[Records with interface code]

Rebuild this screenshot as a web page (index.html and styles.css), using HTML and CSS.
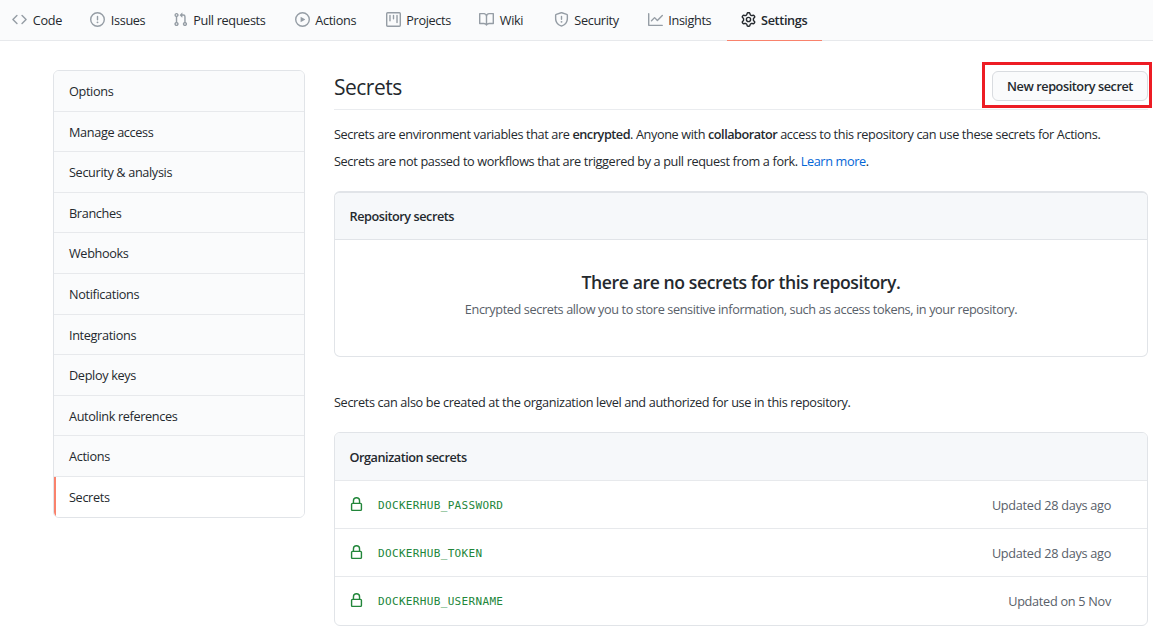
FILE: index.html
```html
<!DOCTYPE html>
<html lang="en">
<head>
<meta charset="utf-8">
<title>Secrets</title>
<link rel="stylesheet" href="styles.css">
</head>
<body>
<nav class="tabs">
  <a class="tab"><svg class="icon" viewBox="0 0 16 16"><path d="M4.72 3.22a.75.75 0 011.06 1.06L2.06 8l3.72 3.72a.75.75 0 11-1.06 1.06L.47 8.53a.75.75 0 010-1.06l4.25-4.25zm6.56 0a.75.75 0 10-1.06 1.06L13.94 8l-3.72 3.72a.75.75 0 101.06 1.06l4.25-4.25a.75.75 0 000-1.06l-4.25-4.25z"/></svg><span>Code</span></a>
  <a class="tab"><svg class="icon" viewBox="0 0 16 16"><path fill-rule="evenodd" d="M8 1.5a6.5 6.5 0 100 13 6.5 6.5 0 000-13zM0 8a8 8 0 1116 0A8 8 0 010 8zm9 3a1 1 0 11-2 0 1 1 0 012 0zm-.25-6.25a.75.75 0 00-1.5 0v3.5a.75.75 0 001.5 0v-3.5z"/></svg><span>Issues</span></a>
  <a class="tab"><svg class="icon" viewBox="0 0 16 16"><path fill-rule="evenodd" d="M7.177 3.073L9.573.677A.25.25 0 0110 .854v4.792a.25.25 0 01-.427.177L7.177 3.427a.25.25 0 010-.354zM3.75 2.5a.75.75 0 100 1.5.75.75 0 000-1.5zm-2.25.75a2.25 2.25 0 113 2.122v5.256a2.251 2.251 0 11-1.5 0V5.372A2.25 2.25 0 011.5 3.25zM11 2.5h-1V4h1a1 1 0 011 1v5.628a2.251 2.251 0 101.5 0V5A2.5 2.5 0 0011 2.5zm1 10.25a.75.75 0 111.5 0 .75.75 0 01-1.5 0zM3.75 12a.75.75 0 100 1.5.75.75 0 000-1.5z"/></svg><span>Pull requests</span></a>
  <a class="tab"><svg class="icon" viewBox="0 0 16 16"><path fill-rule="evenodd" d="M1.5 8a6.5 6.5 0 1113 0 6.5 6.5 0 01-13 0zM8 0a8 8 0 100 16A8 8 0 008 0zM6.379 5.227A.25.25 0 006 5.442v5.117a.25.25 0 00.379.214l4.264-2.559a.25.25 0 000-.428L6.379 5.227z"/></svg><span>Actions</span></a>
  <a class="tab"><svg class="icon" viewBox="0 0 16 16"><path fill-rule="evenodd" d="M1.75 0A1.75 1.75 0 000 1.75v12.5C0 15.216.784 16 1.75 16h12.5A1.75 1.75 0 0016 14.25V1.75A1.75 1.75 0 0014.25 0H1.75zM1.5 1.75a.25.25 0 01.25-.25h12.5a.25.25 0 01.25.25v12.5a.25.25 0 01-.25.25H1.75a.25.25 0 01-.25-.25V1.75zM11.75 3a.75.75 0 00-.75.75v7.5a.75.75 0 001.5 0v-7.5a.75.75 0 00-.75-.75zm-8.25.75a.75.75 0 011.5 0v5.5a.75.75 0 01-1.5 0v-5.5zM8 3a.75.75 0 00-.75.75v3.5a.75.75 0 001.5 0v-3.5A.75.75 0 008 3z"/></svg><span>Projects</span></a>
  <a class="tab"><svg class="icon" viewBox="0 0 16 16"><path fill-rule="evenodd" d="M0 1.75A.75.75 0 01.75 1h4.253c1.227 0 2.317.59 3 1.501A3.744 3.744 0 0111.006 1h4.245a.75.75 0 01.75.75v10.5a.75.75 0 01-.75.75h-4.507a2.25 2.25 0 00-1.591.659l-.622.621a.75.75 0 01-1.06 0l-.622-.621A2.25 2.25 0 005.258 13H.75a.75.75 0 01-.75-.75V1.75zm8.755 3a2.25 2.25 0 012.25-2.25H14.5v9h-3.757c-.71 0-1.4.201-1.992.572l.004-7.322zm-1.504 7.324l.004-5.073-.002-2.253A2.25 2.25 0 005.003 2.5H1.5v9h3.757a3.75 3.75 0 011.994.574z"/></svg><span>Wiki</span></a>
  <a class="tab"><svg class="icon" viewBox="0 0 16 16"><path fill-rule="evenodd" d="M7.467.133a1.75 1.75 0 011.066 0l5.25 1.68A1.75 1.75 0 0115 3.48V7c0 1.566-.32 3.182-1.303 4.682-.983 1.498-2.585 2.813-5.032 3.855a1.7 1.7 0 01-1.33 0c-2.447-1.042-4.049-2.357-5.032-3.855C1.32 10.182 1 8.566 1 7V3.48a1.75 1.75 0 011.217-1.667l5.25-1.68zm.61 1.429a.25.25 0 00-.153 0l-5.25 1.68a.25.25 0 00-.174.238V7c0 1.358.275 2.666 1.057 3.86.784 1.194 2.121 2.34 4.366 3.297a.2.2 0 00.154 0c2.245-.956 3.582-2.104 4.366-3.298C13.225 9.666 13.5 8.36 13.5 7V3.48a.25.25 0 00-.174-.237l-5.25-1.68zM9 10.5a1 1 0 11-2 0 1 1 0 012 0zm-.25-5.75a.75.75 0 10-1.5 0v3a.75.75 0 001.5 0v-3z"/></svg><span>Security</span></a>
  <a class="tab"><svg class="icon" viewBox="0 0 16 16"><path fill-rule="evenodd" d="M1.5 1.75a.75.75 0 00-1.5 0v12.5c0 .414.336.75.75.75h14.5a.75.75 0 000-1.5H1.5V1.75zm14.28 2.53a.75.75 0 00-1.06-1.06L10 7.94 7.53 5.47a.75.75 0 00-1.06 0L3.22 8.72a.75.75 0 001.06 1.06L7 7.06l2.47 2.47a.75.75 0 001.06 0l5.25-5.25z"/></svg><span>Insights</span></a>
  <a class="tab tab-active"><svg class="icon" viewBox="0 0 16 16"><path fill-rule="evenodd" d="M7.429 1.525a6.593 6.593 0 011.142 0c.036.003.108.036.137.146l.289 1.105c.147.56.55.967.997 1.189.174.086.341.183.501.29.417.278.97.423 1.53.27l1.102-.303c.11-.03.175.016.195.046.219.31.41.641.573.989.014.031.022.11-.059.19l-.815.806c-.411.406-.562.957-.53 1.456a4.588 4.588 0 010 .582c-.032.499.119 1.05.53 1.456l.815.806c.08.08.073.159.059.19a6.494 6.494 0 01-.573.99c-.02.029-.086.074-.195.045l-1.103-.303c-.559-.153-1.112-.008-1.529.27-.16.107-.327.204-.5.29-.449.222-.851.628-.998 1.189l-.289 1.105c-.029.11-.101.143-.137.146a6.613 6.613 0 01-1.142 0c-.036-.003-.108-.037-.137-.146l-.289-1.105c-.147-.56-.55-.967-.997-1.189a4.502 4.502 0 01-.501-.29c-.417-.278-.97-.423-1.53-.27l-1.102.303c-.11.03-.175-.016-.195-.046a6.492 6.492 0 01-.573-.989c-.014-.031-.022-.11.059-.19l.815-.806c.411-.406.562-.957.53-1.456a4.587 4.587 0 010-.582c.032-.499-.119-1.05-.53-1.456l-.815-.806c-.08-.08-.073-.159-.059-.19a6.44 6.44 0 01.573-.99c.02-.029.086-.075.195-.045l1.103.303c.559.153 1.112.008 1.529-.27.16-.107.327-.204.5-.29.449-.222.851-.628.998-1.189l.289-1.105c.029-.11.101-.143.137-.146zM8 0c-.236 0-.47.01-.701.03-.743.065-1.29.615-1.458 1.261l-.29 1.106c-.017.066-.078.158-.211.224a5.994 5.994 0 00-.668.386c-.123.082-.233.09-.3.071L3.27 2.776c-.644-.177-1.392.02-1.82.63a7.977 7.977 0 00-.704 1.217c-.315.675-.111 1.422.363 1.891l.815.806c.05.048.098.147.088.294a6.084 6.084 0 000 .772c.01.147-.038.246-.088.294l-.815.806c-.474.469-.678 1.216-.363 1.891.2.428.436.835.704 1.218.428.609 1.176.806 1.82.63l1.103-.303c.066-.019.176-.011.299.071.213.143.436.272.668.386.133.066.194.158.212.224l.289 1.106c.169.646.715 1.196 1.458 1.26a8.094 8.094 0 001.402 0c.743-.064 1.29-.614 1.458-1.26l.29-1.106c.017-.066.078-.158.211-.224a5.98 5.98 0 00.668-.386c.123-.082.233-.09.3-.071l1.102.302c.644.177 1.392-.02 1.82-.63.268-.382.505-.789.704-1.217.315-.675.111-1.422-.364-1.891l-.814-.806c-.05-.048-.098-.147-.088-.294a6.1 6.1 0 000-.772c-.01-.147.039-.246.088-.294l.814-.806c.475-.469.679-1.216.364-1.891a7.992 7.992 0 00-.704-1.218c-.428-.609-1.176-.806-1.82-.63l-1.103.303c-.066.019-.176.011-.299-.071a5.991 5.991 0 00-.668-.386c-.133-.066-.194-.158-.212-.224L10.16 1.29C9.99.645 9.444.095 8.701.031A8.094 8.094 0 008 0zm1.5 8a1.5 1.5 0 11-3 0 1.5 1.5 0 013 0zM11 8a3 3 0 11-6 0 3 3 0 016 0z"/></svg><span>Settings</span></a>
</nav>
<div class="page">
  <aside class="menu">
    <a class="menu-item">Options</a>
    <a class="menu-item">Manage access</a>
    <a class="menu-item">Security &amp; analysis</a>
    <a class="menu-item">Branches</a>
    <a class="menu-item">Webhooks</a>
    <a class="menu-item">Notifications</a>
    <a class="menu-item">Integrations</a>
    <a class="menu-item">Deploy keys</a>
    <a class="menu-item">Autolink references</a>
    <a class="menu-item">Actions</a>
    <a class="menu-item menu-current">Secrets</a>
  </aside>
  <main class="content">
    <header class="subhead">
      <h2 class="title">Secrets</h2>
      <div class="highlight"><button class="btn">New repository secret</button></div>
    </header>
    <p class="text intro">Secrets are environment variables that are <b>encrypted</b>. Anyone with <b>collaborator</b> access to this repository can use these secrets for Actions.</p>
    <p class="text forks">Secrets are not passed to workflows that are triggered by a pull request from a fork. <a class="link">Learn more</a>.</p>
    <section class="box box-repo">
      <h3 class="box-head">Repository secrets</h3>
      <div class="blank">
        <h3 class="blank-title">There are no secrets for this repository.</h3>
        <p class="blank-text">Encrypted secrets allow you to store sensitive information, such as access tokens, in your repository.</p>
      </div>
    </section>
    <p class="text org-note">Secrets can also be created at the organization level and authorized for use in this repository.</p>
    <section class="box box-org">
      <h3 class="box-head">Organization secrets</h3>
      <div class="row"><svg class="lock" viewBox="0 0 16 16"><path fill-rule="evenodd" d="M4 4v2h-.25A1.75 1.75 0 002 7.75v5.5c0 .966.784 1.75 1.75 1.75h8.5A1.75 1.75 0 0014 13.25v-5.5A1.75 1.75 0 0012.25 6H12V4a4 4 0 10-8 0zm6.5 2V4a2.5 2.5 0 10-5 0v2h5zM12 7.5h.25a.25.25 0 01.25.25v5.5a.25.25 0 01-.25.25h-8.5a.25.25 0 01-.25-.25v-5.5a.25.25 0 01.25-.25H12z"/></svg><code class="name">DOCKERHUB_PASSWORD</code><span class="when">Updated 28 days ago</span></div>
      <div class="row"><svg class="lock" viewBox="0 0 16 16"><path fill-rule="evenodd" d="M4 4v2h-.25A1.75 1.75 0 002 7.75v5.5c0 .966.784 1.75 1.75 1.75h8.5A1.75 1.75 0 0014 13.25v-5.5A1.75 1.75 0 0012.25 6H12V4a4 4 0 10-8 0zm6.5 2V4a2.5 2.5 0 10-5 0v2h5zM12 7.5h.25a.25.25 0 01.25.25v5.5a.25.25 0 01-.25.25h-8.5a.25.25 0 01-.25-.25v-5.5a.25.25 0 01.25-.25H12z"/></svg><code class="name">DOCKERHUB_TOKEN</code><span class="when">Updated 28 days ago</span></div>
      <div class="row"><svg class="lock" viewBox="0 0 16 16"><path fill-rule="evenodd" d="M4 4v2h-.25A1.75 1.75 0 002 7.75v5.5c0 .966.784 1.75 1.75 1.75h8.5A1.75 1.75 0 0014 13.25v-5.5A1.75 1.75 0 0012.25 6H12V4a4 4 0 10-8 0zm6.5 2V4a2.5 2.5 0 10-5 0v2h5zM12 7.5h.25a.25.25 0 01.25.25v5.5a.25.25 0 01-.25.25h-8.5a.25.25 0 01-.25-.25v-5.5a.25.25 0 01.25-.25H12z"/></svg><code class="name">DOCKERHUB_USERNAME</code><span class="when">Updated on 5 Nov</span></div>
    </section>
  </main>
</div>
</body>
</html>
```
FILE: styles.css
```css
* { box-sizing: border-box; }
body {
  margin: 0;
  height: 632px;
  overflow: hidden;
  background: #fff;
  color: #24292e;
  font: 12.7px/20px "Open Sans", "Noto Sans", sans-serif;
  letter-spacing: -0.35px;
}
h2, h3, p { margin: 0; font-weight: 400; }
b { font-weight: 600; letter-spacing: -0.5px; }

.tabs {
  display: grid;
  grid-template-columns: 78px 82.5px 122px 91px 93.5px 74.5px 94px 93.5px 95px;
  height: 41px;
  background: #fafbfc;
  border-bottom: 1px solid #e7e9ec;
}
.tab {
  display: flex;
  height: 41px;
  padding: 10px 0 0 12px;
}
.tab-active { margin-left: -2px; padding-left: 14px; width: 95px; border-bottom: 1px solid #f9826c; font-weight: 600; }
.icon { flex: none; width: 15px; height: 15px; margin: 1.5px 5.8px 0 0; fill: #959da5; }
.tab-active .icon { fill: #24292e; margin-right: 5px; }

.page { display: grid; grid-template-columns: 252px 814px; column-gap: 29px; padding: 29px 5px 0 53px; }
.menu { height: 448px; display: grid; grid-auto-rows: 40.61px; border: 1px solid #e1e4e8; border-radius: 6px; overflow: hidden; }
.menu-item { padding: 10px 15px; background: #fafbfc; border-bottom: 1px solid #e7e9ec; }
.menu-current { background: #fff; border-left: 2px solid #f9826c; padding-left: 13px; border-bottom: 0; }

.content { display: flex; flex-direction: column; }
.subhead { display: flex; justify-content: space-between; height: 40px; border-bottom: 1px solid #eaecef; }
.title { font-size: 21px; line-height: 35px; letter-spacing: -0.5px; }
.highlight { width: 170px; height: 46px; margin: -8px -4px 0 0; border: 3px solid #ed1c24; padding: 6px 1px 0 7px; position: relative; }
.btn { display: block; width: 156px; height: 30px; margin: 0; padding: 0; border: 1px solid #d9dce0; border-radius: 6px; background: #fafbfc; color: #24292e; font: inherit; font-weight: 600; letter-spacing: -0.43px; line-height: 27px; }
.text { white-space: nowrap; }
.intro { margin-top: 14px; letter-spacing: -0.375px; }
.forks { margin-top: 7px; letter-spacing: -0.365px; }
.link { color: #0366d6; }
.box { border: 1px solid #e1e4e8; border-radius: 6px; overflow: hidden; }
.box-repo { height: 166px; margin-top: 20px; border-top-width: 2px; }
.box-head { height: 47px; padding: 14px 14.5px; background: #f6f8fa; font-size: inherit; font-weight: 600; letter-spacing: -0.46px; }
.box-repo .box-head { height: 46px; padding-top: 13px; }
.blank { border-top: 1px solid #e1e4e8; padding-top: 30px; text-align: center; }
.blank-title { font-size: 17.6px; line-height: 25px; font-weight: 600; letter-spacing: -0.41px; }
.blank-text { margin-top: 4px; color: #586069; letter-spacing: -0.39px; }
.org-note { margin-top: 35px; margin-bottom: 20px; letter-spacing: -0.35px; }
.box-org { height: 194px; }
.row { display: flex; align-items: center; height: 48px; padding: 0 36px 0 14px; border-top: 1px solid #e7e9ec; }
.lock { width: 15px; height: 15px; fill: #22863a; margin-right: 14px; }
.name { color: #22863a; font: 11px/20px "DejaVu Sans Mono", monospace; letter-spacing: 0.34px; margin-top: 2px; }
.when { margin-left: auto; color: #586069; letter-spacing: -0.28px; }
```
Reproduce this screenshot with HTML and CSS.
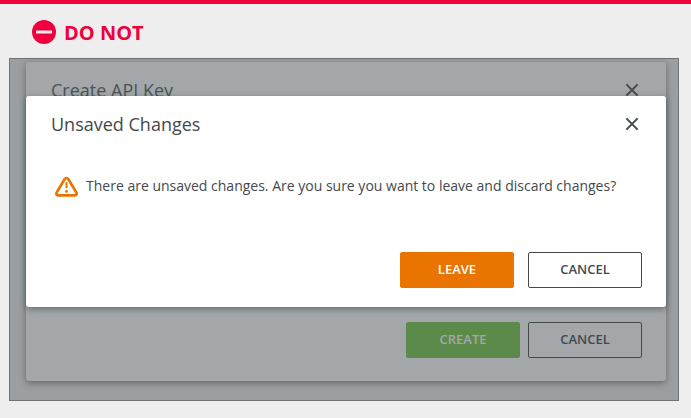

> _The task_: Find the lines containing "page" and list every one of them.

> _Worked solution_:
Rebuild this screenshot as a web page (index.html and styles.css), using HTML and CSS.
<div class="page">
.page { display: grid; grid-template-columns: 252px 814px; column-gap: 29px; padding: 29px 5px 0 53px; }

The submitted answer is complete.